New Zealand’s non-participation policy in the AUKUS alliance (tripartite military partnership of Australia, the UK and the US) has not changed since the change of government and the coming to power of a new prime minister. This statement was made on Tuesday, February 7, by the head of the New Zealand Cabinet of Ministers, Chris Hipkins, who arrived on his first working visit to Australia.
According to the Premier, New Zealand is not interested in becoming a member of the AUKUS partnership and remains on course for a nuclear-free future.
“Our foreign policy has not changed since the change of government and prime minister. Australia, the United States and the United Kingdom are important security partners for New Zealand, but our policy of a nuclear-free zone will remain unchanged,” Hipkins was quoted as saying by TASS.

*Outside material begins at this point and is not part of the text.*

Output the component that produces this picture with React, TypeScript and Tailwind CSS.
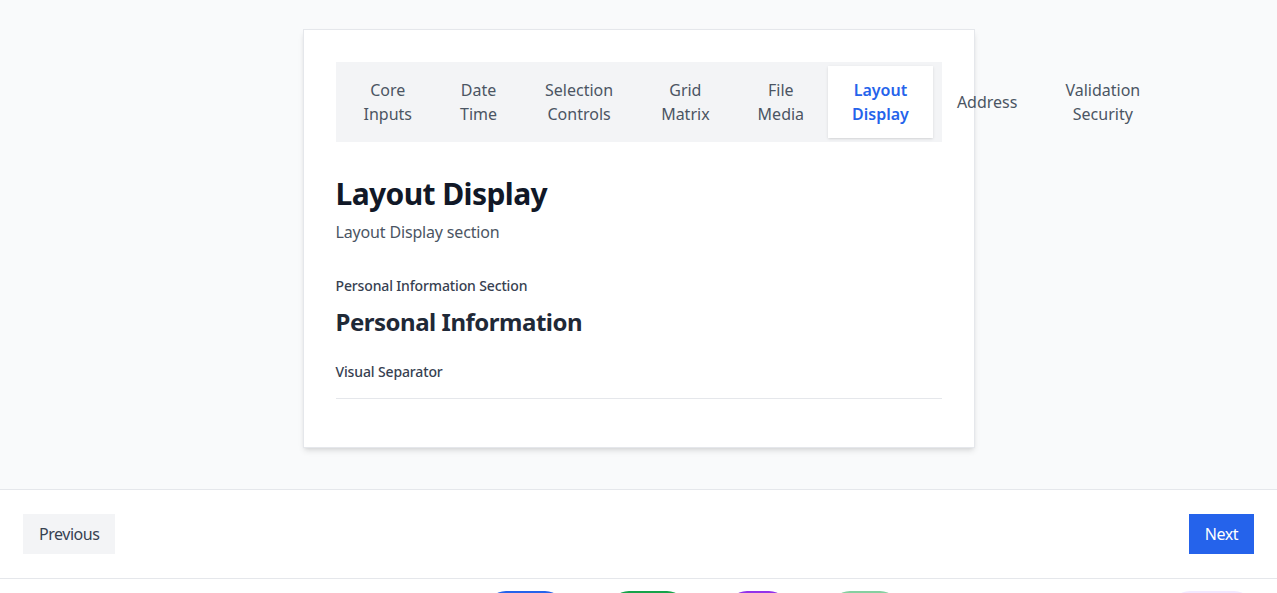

Earlier, New Zealand Foreign Minister Nanaiya Mahuta said that Wellington was interested in working with AUKUS on projects focused on cybersecurity, but “does not seek to be part of the alliance.” It was also noted that the objectives of the partnership regarding the exchange of information and technologies for the construction of nuclear submarines “are of no interest to New Zealand and are not consistent with its anti-nuclear position.”
In September 2021, Australia, the UK and the US announced a new security partnership, AUKUS. As part of the agreement, Canberra, in particular, decided to build at least eight multi-purpose nuclear submarines using technologies transferred by Washington and London, as well as re-equip its armed forces with American cruise missiles. The result of the creation of this alliance was the rupture of agreements with France for the supply of Ataka-type diesel-electric submarines.
In April 2022, it became known that Japan received an invitation to join AUKUS through unofficial channels, and in August Washington announced its readiness to invite New Zealand to the alliance.